I have found the answer to the problem myself. The solution is to enable the "Allow Promiscuous Mode" policy on the port group of the ESXi vSwitch where the interfaces of the OpenStack public network are connected. See below for the complete story, background and some words about the negative performance impact of setting this policy.

As for the complete story: it turns out two assumptions I had were wrong. The first was that virtual ports on an ESXi vSwitch perform MAC learning just like normal switch ports do. It turns out that isn't the case. Since ESXi knows the MAC address of the virtualized Ethernet adapter, it can use that information in the virtual switch: there's simply no need to do MAC learning. By setting the "Allow forged transmits" policy I allowed the virtual Ethernet adapter to send frames coming from different source MAC addresses, but frames coming in from the network to of those MAC addresses were dropped by the vSwitch - while I was under the assumption that these were delivered.

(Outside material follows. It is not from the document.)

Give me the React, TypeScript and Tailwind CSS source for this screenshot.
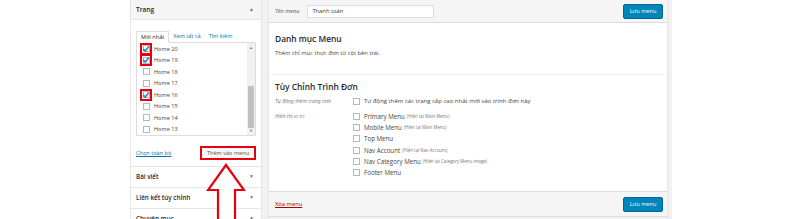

This explains what I've seen quite nicely: when a host on the physical network pings the OpenStack router interface, the host will send out an ARP request for the OpenStack router interface IP address. Since an ARP request is an Ethernet broadcast, the vSwitch will send it to all virtual switchports in the segment. So, the router interface sees it, and will reply to it with the MAC address OpenStack made up for that router interface. The physical host sees the ARP response, and will start sending ICMP Echo Requests to the MAC address it just found out (instead of sending as an Ethernet broadcast). As explained above, the vSwitch will simply drop these frames so communication will fail.

My second incorrect assumption was that traffic from the controller node to the OpenStack router interface (also on the controller node) would remain entirely within the controller node, and that for that reason the vSwitch configuration would not have any effect on this sort of traffic. Again, this is not the case: I got bitten by Linux network namespaces here. A regular login shell runs in another network namespace than the OpenStack router interface lives in. The network namespace where the regular login shell lives in does not have a route to the OpenStack router interface, so it sends traffic to that address to the default gateway - which means it passes through the virtual vSwitch port of the controller node and is subject to the same phenomenon described above: the vSwitch drops it.

The solution turned out to be very simple: configure the "Allow Promiscuous Mode" policy for ESXi vSwitch port group where the OpenStack public network lives. After doing this, everything worked as it should.

Note that there are downsides to this, since Promiscuous Mode on a vSwitch probably does not do what you think it does (unless you're familiar with vSwitches already). Promiscuous Mode doesn't enable MAC address learning or something, no: it means that all traffic is duplicated and sent to all virtual network ports affected by the policy. This allows a Virtual Machine to set its virtualized Ethernet adapter to promiscuous mode, and see all traffic traversing the vSwitch. Just setting a vSwitch or port group within it to Promiscuous Mode can have quite a performance impact. (See http://www.virtuallyghetto.com/2014/08/new-vmware-fling-to-improve-networkcpu-performance-when-using-promiscuous-mode-for-nested-esxi.html for a hack that implements a rudimentary MAC address learning mechanism, so that this traffic duplication does not happen. It is not advisable for production systems, but can be helpful in testing or experimenting setups.)